HOLLYWOOD has commandeered Sweden's big literary export, "The Girl with the Dragon Tattoo," without compromising the story's Scandinavian roots or its sense of barrenness, even hopelessness.

It could have been transplanted Stateside for American audiences, but thankfully, what happens in Sweden stays in Sweden in David Fincher's stark but enthralling adaptation of the first novel in late author Stieg Larsson's trilogy.

Its harsh emotional terrain, where cruelty flourishes and compassion suffocates, could have wound up softened and sweetened, yet this was an ideal match of filmmaker and material. Fincher's one of the least sentimental directors in Hollywood. If anything, his "Dragon Tattoo" is even bleaker than the 2009 Swedish-language hit.

Rooney Mara, who had a small role in Fincher's "The Social Network," gives a controlled detonation of a performance as traumatized victim-turned-avenger Lisbeth Salander. Mara's the breakout star of the year, a cold, detached waif in form, a fearsome, merciless zealot in spirit.

How strange it is to say that the nice guy here is Daniel Craig - who, of all the big-screen James Bonds, comes closest to the nasty, tortured soul Ian Fleming created.

Mara and Craig make an indomitable screen pair, he nominally leading their intense search into decades-old serial killings, she surging ahead, plowing through obstacles with flashes of phenomenal intellect and eruptions of physical fury.

A ward of the state since an act of childhood violence, Lisbeth has been at the mercy, and mostly the malice, of others for so long that she anticipates and incorporates their brutality into her own calculations for maintaining control of her life.

Peerless as a computer hacker, Lisbeth finds occasional employment with a security company, for whom she runs a not-too-legal background check on disgraced journalist Mikael Blomkvist (Craig).

The company's client, retired industrialist Henrik Vanger (Christopher Plummer) hires Mikael to make a last-ditch effort to find out who killed his beloved teenage grand-niece, who vanished 40 years earlier.

Mikael eventually persuades aloof, suspicious Lisbeth - who has every reason in the world to revile men as a loyal order of perpetrators of violence against women - to join his investigation.

The film is gripping early on, when Lisbeth and Mikael are on their own. Once they team up, "The Girl with the Dragon Tattoo" takes on a relentless though unhurried momentum as the two find links between the girl's disappearance and a series of murders of young women butchered in unspeakable ways.

Craig is an anchor of cool rationality and judiciousness around which Mara revolves like a demon. With her body piercings, black leather and hooded jackets that seem like her version of a mad monk's cowl, Lisbeth tears about icy Sweden on her motorcycle, wan, scrawny, scarier than any of the night creatures in Hollywood's glut of vampire movies.

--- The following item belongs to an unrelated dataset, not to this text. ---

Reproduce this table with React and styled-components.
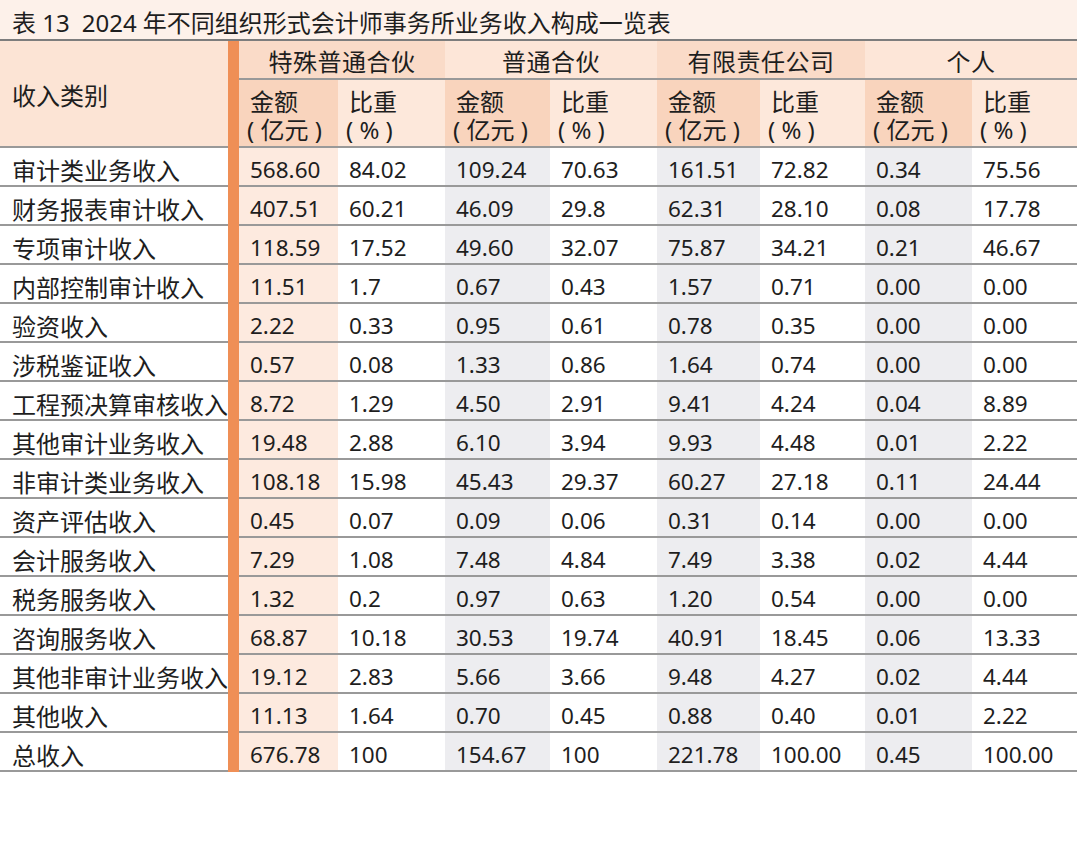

She is horribly violated by a social worker appointed as her new guardian, a sickening scene balanced by Lisbeth's equally bestial act of vengeance. You perversely want to cheer Lisbeth for her triumph while bemoaning the world that made her such a pitiless creature.

Screenwriter Steven Zaillian, an Academy Award winner for "Schindler's List," again adapts a dense literary work with a sharp eye for the most critical exchanges. Craig shares some delicious moments with Plummer, along with Robin Wright as his lover and magazine co-owner and Stellan Skarsgard as one of the more personable members of the rather despicable Vanger clan.

Rarely a filmmaker of brevity, Fincher gives Zaillian room to let the story and characters reveal themselves slowly.

The film could stand some surgery to nip away at the excessive, repetitive sequences of discovery as Lisbeth and Mikael endlessly scan old photos, files and newspaper clippings. We get that they're ace researchers; we don't need to see so much of the paperwork.

What is wonderful to see is the grand severity of the northern Sweden landscapes. Cinematographer Jeff Cronenweth captures the coldness of the climate and remoteness of the countryside in a tactile fashion to complement the frosty and distant nature of the characters.

This is a team that deserves an encore, and Larsson left behind two more novels loaded with more dark doings for Lisbeth and Mikael. We haven't seen the last of this tattooed girl.